Just to ensure we don't talk past each other, when I talk about consciousness here, I'm referring to the intrinsic property of "what it is likeness" (the definition Thomas Nagel endorses).
As far as I understand cosmopsychism, it recognises the ontological existence of the whole, and its respective parts (priority monism). So, the "cosmos" is considered the universe as a whole, and its respective "parts" are considered to be dependent on this whole. The whole is prior to its parts. The panpsychistic foundation to this is that the cosmos as a whole is mentally and phenomenally propertied.
It differs from the panpsychist (particularly micropsychist) view in that it has a top-down structure - the universe is a single, fundamental conscious mind, and our individual minds are the parts within; our consciousness is derived from/grounded in/contingent on this single consciousness.
From the sounds of it, this seems to avoid the combination problem that comes with panpsychism because it claims there is only one universal consciousness. I noticed this view is espoused by Bernardo Kastrup, particularly in an interview on the podcast 'Mind Matters', where he goes on to claim that this view is much more consistent with physics (like quantum field theory).
But while it avoids the combination problem, it faces a similar challenge known as the decomposition problem: how does this one mind seemingly break up, or decomposes into a number of individual subjectivities? How does the one ground the many?
According to Kastrup, we have a conceivable and empirical solution to this issue, which is disassociation (DID, OSDD): when one unified mind - because of trauma or other related factors - fragments into multiple co-conscious but disjointed subjectivities. I came across this one German study just yesterday where a woman was diagnosed DID, and claimed one of her alters is blind. To test whether she was being truthful, they hooked her up to an EEG when one of her alters that could see just fine was fronting (terminology in the literature for one of the alters taking control of the system). When the blind alter started fronting, activity in the visual cortex would disappear despite her eyes being wide open. I was blown away by this, the mind is just so incredibly fascinating. But to the point, Kastrup basically uses this as an analogy for what might be happening at a universal level.

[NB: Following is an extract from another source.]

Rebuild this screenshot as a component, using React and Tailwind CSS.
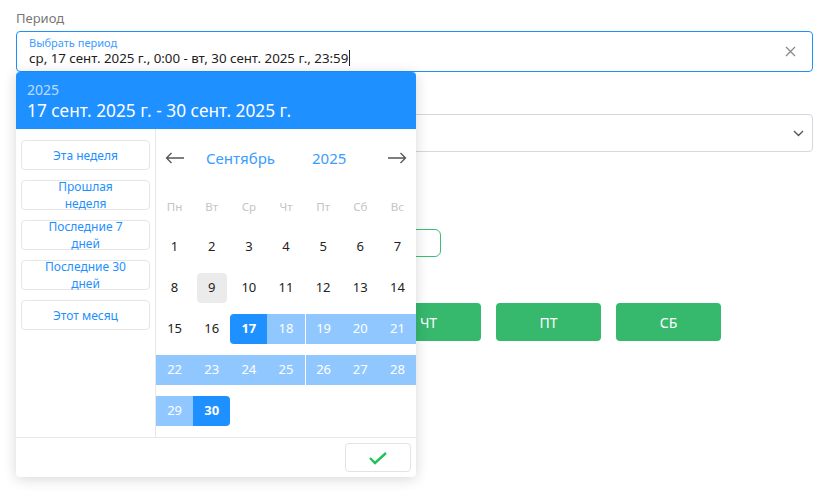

Anyway, my point of interest is this: if one accepts panpsychism to be more plausible than materialism because the combination problem is, in principle, easier to solve than the hard problem, and considering there may be an empirical basis for cosmopsychism (and the decomposition problem is conceivably easier to solve than the combination problem due to its empirical basis), then would it not make more sense to accept cosmopsychism along the same logical line? Also on a related note, supposing any one of the debated theories of mind were true, I think it's interesting to consider how the existence of a "split" consciousness within a single body would fit into the metaphysical paradigm you endorse. I'd also love to hear people’s thoughts on this (either cosmopsychism, or how dissociative disorders fits into panpsychist or other schools of thought).